Estou a chegar a uma idade em que especo demasiado tempo junto aos miúdos. É uma idade que não se caracteriza pelos anos que passaram, mas pela circunstância de ter a carteira mais composta que o coração, porque os amigos de sempre não emigraram comigo, os que chegaram há menos tempo não ficaram, quiseram descobrir-se noutro lugar. Nesta realidade, a possibilidade deu lugar ao concreto, mas o concreto é aborrecido, parvo e solitário. Talvez todos tenham passado por isto, no mundo dos adultos; agora que por aqui me instalei definitivamente, sucumbo à inevitabilidade deste sentimento, como um cão que ladra um bocado na rua a um desconhecido e desiste por tédio.
Os miúdos carregam uma luz muito própria, porquanto, não obstante a indisponibilidade dos pais, a incompetência das escolas, a inação da classe política, têm no bolso um pincel que nós adultos perdemos com a responsabilidade. Depois, graúdos, apagam-se e voltam a acender-se apenas na velhice. Os que lá chegam vivos e sãos são livros feitos de carne, resposta em forma de pessoa.
Uma avó sofre como nós, numa tarde de domingo tempestuosa, mas encontra um gozo único ao equilibrar o açúcar da mousse para agradar à filha que insiste na boa nutrição e aos netos que precisam de um gostinho mais adocicado. Não acertará todas as vezes, mas os seus pratos serão, para todo o sempre, a melhor coisa deste mundo. Eu viajarei, mas não encontrarei nada melhor. Ela sabe-o bem. Pelo sim pelo não, relembramo-la. Nem sempre com palavras, porque as palavras cansam, são limitadas. Às vezes com presença, só. O mais bonito dos tesouros.

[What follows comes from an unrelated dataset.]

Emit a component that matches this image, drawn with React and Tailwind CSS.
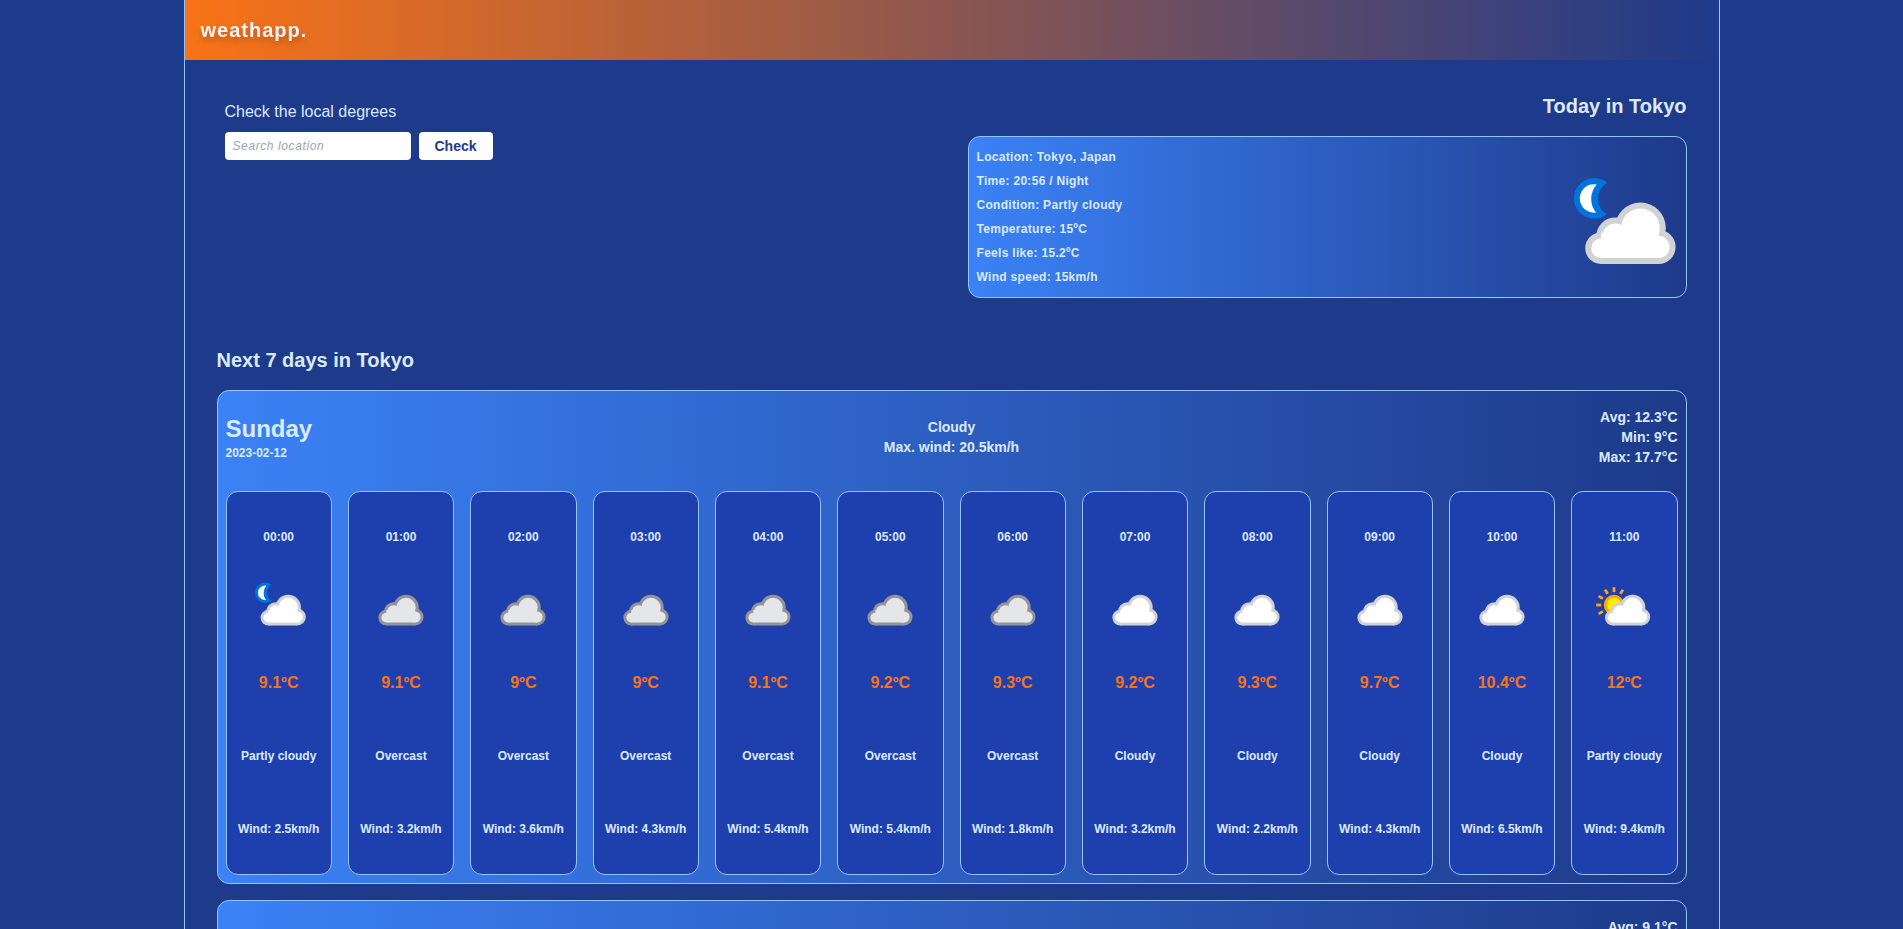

Um avô é uma panóplia de histórias, são vários países à mesa, é falante de um dialeto especial feito de hipérbatos. É portador de esperança. É impossível olhar para ele sem admirá-lo, desejar que tenhamos uma vida com pelo menos metade do afeto que ele entregou, metade da criatividade, metade do carisma. Eu julgo que deviam renomear o parque em nome dele. Quando ainda conduzia, ele fazia os vizinhos tão felizes. Acho que ainda se lembra disto. Queria que se lembrasse pelo menos mais um ano das coisas. Mais dois de nós.
Os meus desejos para o novo ano são simples: que nenhuma doença roube o brilho de ninguém, se distribua mais carinho, se façam novas pontes, se fortaleçam as antigas. Que saibamos cuidar dos velhos. Apreciar a vida.